In the foreign exchange market for the week that ended on July 6th, the USDJPY fluctuated sensitively in response to the U.S. employment data and comments made by U.S. President Donald Trump. Consequently, the dollar strengthened slightly against the yen. While the EURUSD experienced a relatively solid fluctuation, the GBPUSD fell amid emerging U.K. political and fiscal uncertainties.

June 30 (Mon)

The USDJPY fluctuated up and down due to month-end position squaring. After dropping to the 143.7 yen range, the pair rebounded to the 144.5 yen range but subsequently fell below the 144 yen level again.

The EURUSD showed a steady uptrend and rose to the 1.178 range. The GBPUSD hovered over the 1.37 level.

July 1 (Tue)

In the Bank of Japan (BOJ) Tankan report, the large manufacturers' index showed improvement. As a result, the yen strengthened against the dollar as the USDJPY fell to the 142.7 yen range. However, during New York trading hours, the dollar was bought back and the pair rebounded to the 143.8 yen range, nearly offsetting the earlier decline.

The EURUSD rose to touch the 1.182 range. Meanwhile, the GBPUSD rose to the 1.378 range but then fell back to the 1.375 range to close the daily trading session.

July 2 (Wed)

In London time, the dollar strengthened against the yen, lifting the USDJPY to the 144.2 yen range. However, during the New York trading hours, the pair fell to the 143.4 yen range due to the weaker-than-expected ADP Employment Report. After some ups and downs, the pair closed the daily trading session in the 143.6 yen range.

The EURUSD fell to the 1.174 range but then rebounded to nearly the 1.18 level. Meanwhile, British Prime Minister Keir Starmer was reported to have avoided fully supporting Chancellor Rachel Reeves, fueling speculation about her job security. Consequently, the GBPUSD plummeted to the 1.356 range.

July 3 (Thu)

Better-than-expected U.S. employment figures for June accelerated dollar buying, pushing the USDJPY sharply higher to the 145 yen range.

As the dollar strengthened, the EURUSD almost broke below the 1.17 level. The GBPUSD also fell to the 1.358 range but then rebounded to the mid-1.36 range.

July 4 (Fri)

The U.S. market was closed for Independence Day. Meanwhile, as traders made position corrections before the weekend and Trump signed the tax and spending bill into law, the USDJPY fell to the mid-144 yen range to close the weekly trading session.

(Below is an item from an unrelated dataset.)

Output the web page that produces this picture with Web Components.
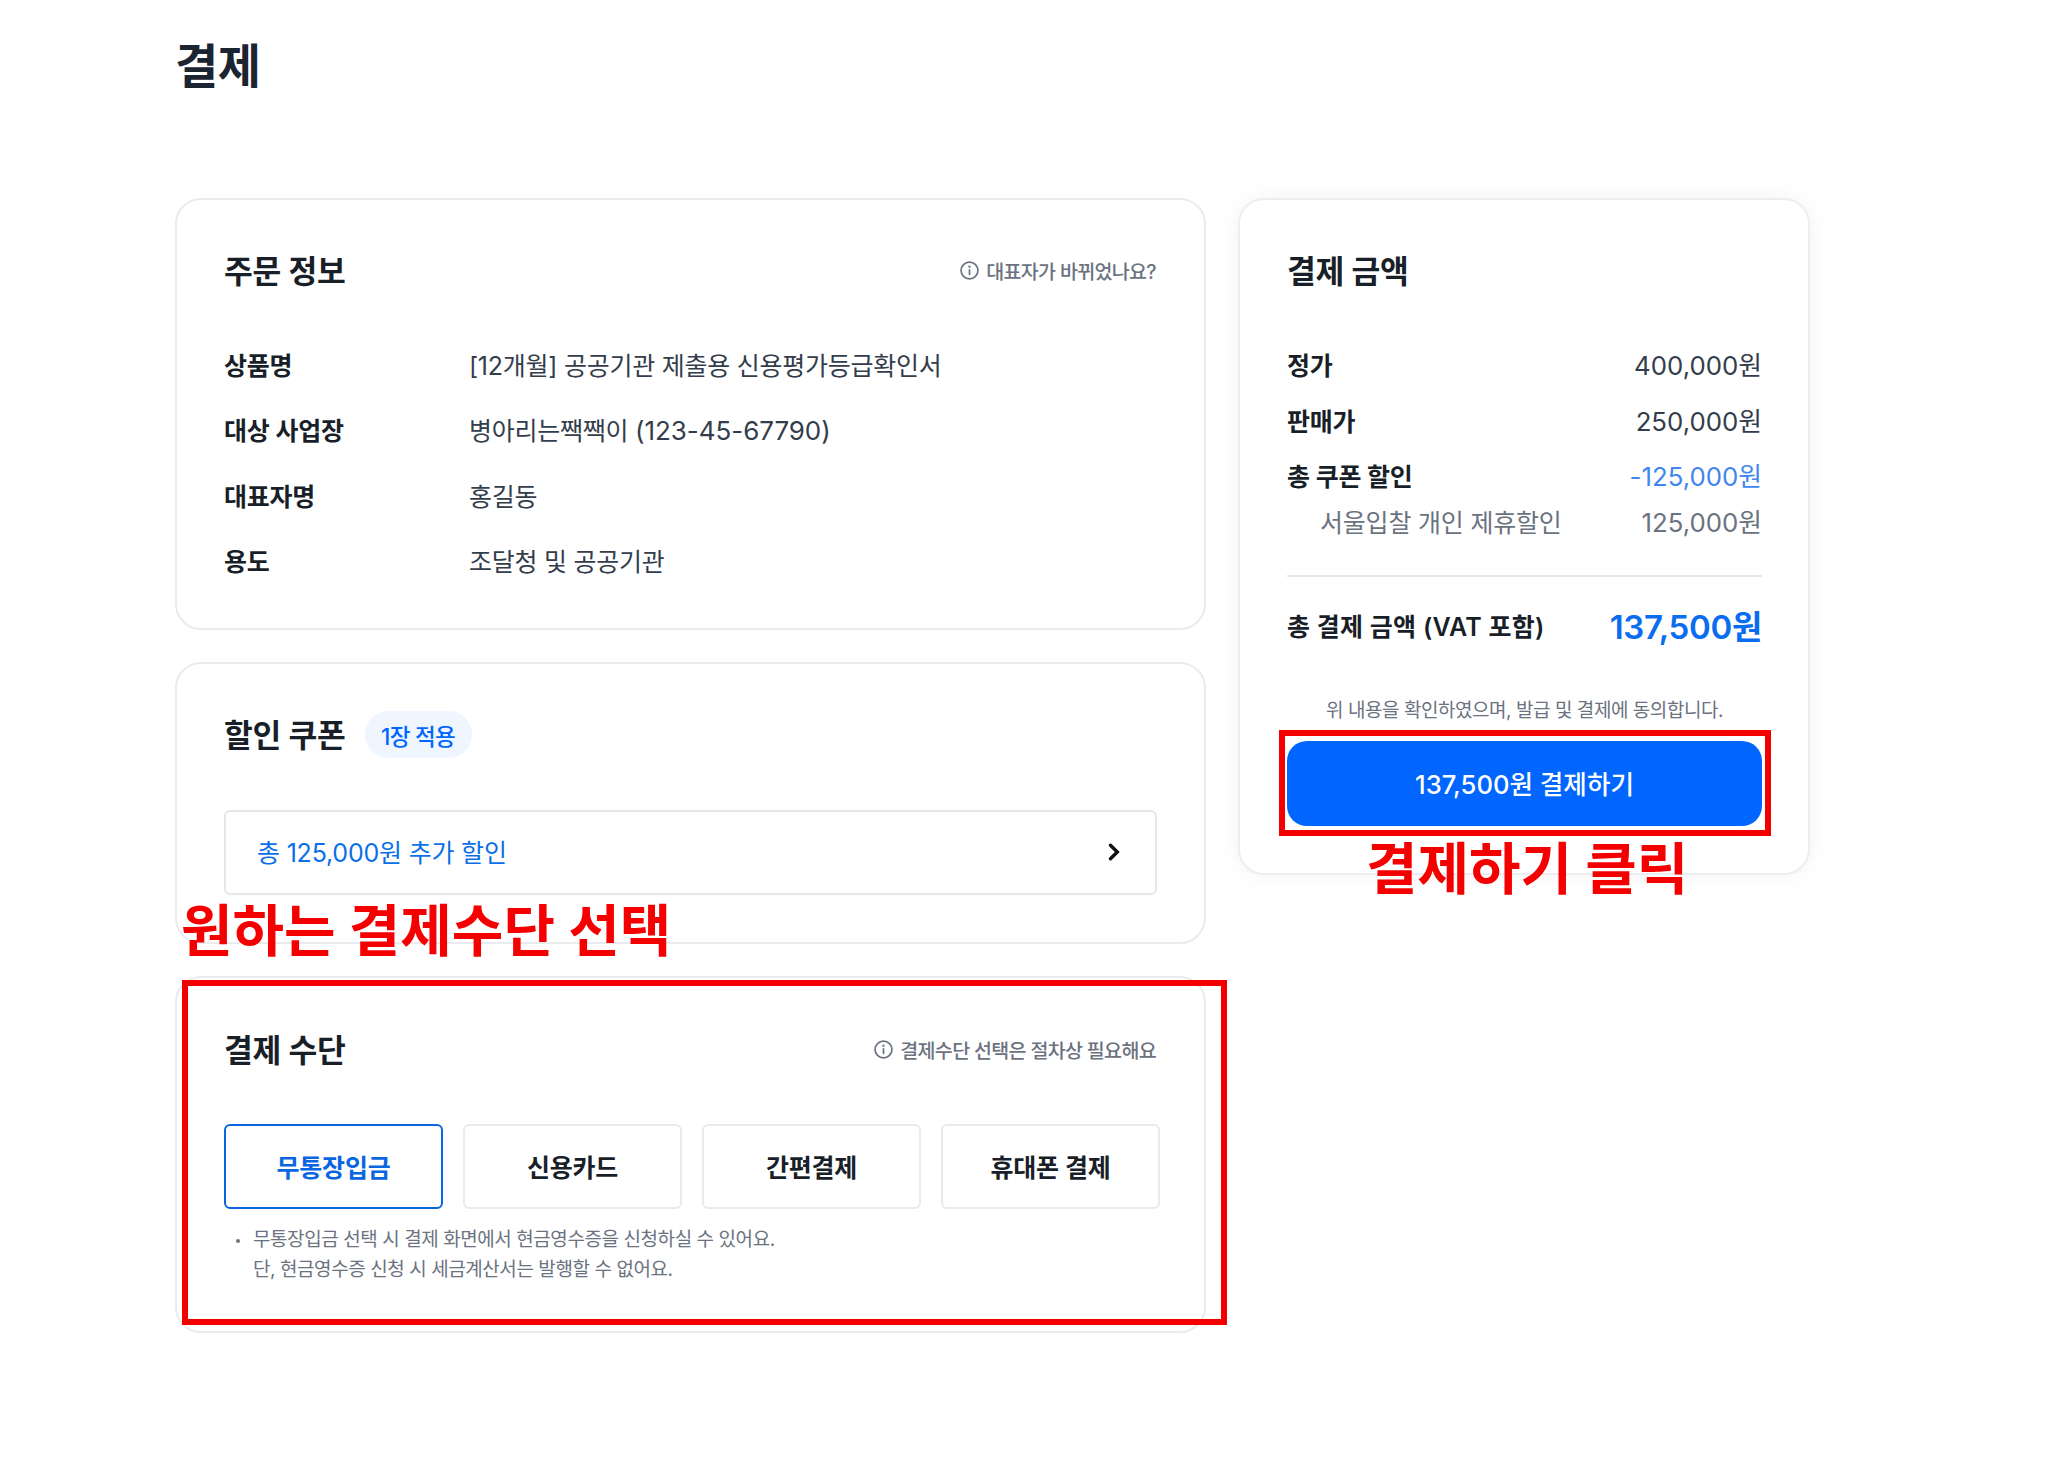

The EURUSD hovered in the 1.177 range, and the GBPUSD fluctuated over the 1.365 level.

Economic Indicators and Statements to Watch this Week
(All times are in GMT)

July 9 (Wed)

  • 18:00 U.S.: Federal Reserve Open Market Committee (FOMC) meeting minutes

July 11 (Fri)

  • 06:00 U.K.: May Monthly Gross Domestic Product (GDP)

This Week's Forecast

The following currency pair charts are analyzed using an overlay of the ±1σ and ±2σ standard deviation Bollinger Bands, with a 20-period moving average.

USDJPY

The market is focusing on the development of trade talks between the U.S. and its major trading partners. If a breakdown in negotiations can be avoided, the risk-off sentiment for dollar sell-offs and yen buying will weaken. Additionally, better-than-expected U.S. employment figures reduce speculation about a U.S. interest rate cut in July. Consequently, the dollar will strengthen in the short term.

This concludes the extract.